Parisians associate the name Roland Garros with the French national tennis tournament. The week-long fête’s formal name is Les International de France de Roland Garros. It occurs annually at Le Stade de Roland Garros, situated on the southern border of Le Bois de Boulogne, in the 16th arrondissement in the west of Paris. Who was Roland Garros, a famous tennis pro? No, his story is more interesting and romantic but largely unknown to most Parisians.
In doing research for a book, I came across Garros’s name in connection with the pioneer days of aviation. I quickly realized my knowledge of those long-ago airborne exploits was deficient. Once I published my book, I returned to the mysterious Monsieur Garros. His short life spanned le fin de siècle, the end of the 19th and the beginning of the 20th century, the period leading up to World War I. The deeper I dove into the historical record, the more fascinating the subject became. Roland Garros’s story is a tale is worth the telling, so I decided to do just that.
A native of La Réunion island, Garros was at various times: a world class athlete, a professional bike racer, a lawyer (he failed the bar exam as he refused to learn Latin), a sports car salesperson (he operated a successful dealership at 5 Avenue de la Grande Armée near Place de l’Étoile), an accomplished pianist, and a self-taught pilot. He was fluent in English, spending several summers at a manor house across La Manche. Slender with black curly hair and a carefully trimmed mustache, he flashed dark, dark eyes.
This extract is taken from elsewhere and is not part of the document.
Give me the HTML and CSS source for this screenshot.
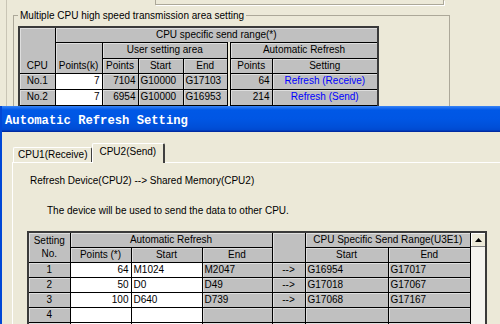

Garros taught himself to fly in a bamboo airplane which he crashed, painfully, at Versailles. He was the first pilot to fly across the Mediterranean and he set world altitude records. A regular diner at Maxim’s during its glory years, Garros was once the toast of the town, that town being Paris and the toast being Champagne.
In 1914, he left Parisian café lifestyle and his gorgeous mistress, Marcelle Gorge, for the Great War, volunteering to fly for the newly-organized French Air Force. Soon after, Roland Garros became the first fighter pilot. In 1915 he and his mechanic constructed the world’s first fighter plane. Forced to land behind German lines, he spent nearly three years as a prisoner of war. Garros escaped, evaded his way across hostile Germany and returned to his beloved Paris.
Undoubtedly living out fantasies he entertained while a prisoner, Garros immersed himself in a torrid affair with exotic dancer Isadora Duncan. He played Chopin for her and she danced for him. One summer night in 1918, she twirled in a fountain on La Place de la Concorde. While she performed soaking wet in a thin silk dress, Garros sat on the basin’s stone rim and watched her intently with those ebony eyes.
Against all advice, as a moth to a candle, the no-longer-young pilot returned to his squadron in the autumn of 1918. He needed two more aerial victories to be anointed a flying ace. It did not go well for him.
In the late 1920s, Emile Lesieur, a fellow fighter pilot who knew Garros from the French national Rugby team was charged with building a tennis center outside Paris for the Davis Cup matches. Lesieur named the stadium after his friend, who, Lesieur believed, had not been afforded the recognition he so richly deserved.
So, when you watch a French Open tennis match on TV or visit the center’s excellent restaurant or its more affordable brasserie, give a thought to the boulevardier who epitomized La Belle Epoque and who contributed much to early aviation. In doing my reading, I discovered Roland Garros excelled in many fields, but evidently tennis was not one of them. By all accounts he was an indifferent tennis player, using the sport mainly to meet women. His fame came in the air. Roland Garros’s short and fascinating life inspired me to tell his story in a biography, a book as rewarding to research as it was enjoyable to write. Now dear reader, you and I are more familiar with Roland Garros’s fascinating story than most Parisians who see his name on billboards, circular or otherwise, every May and June.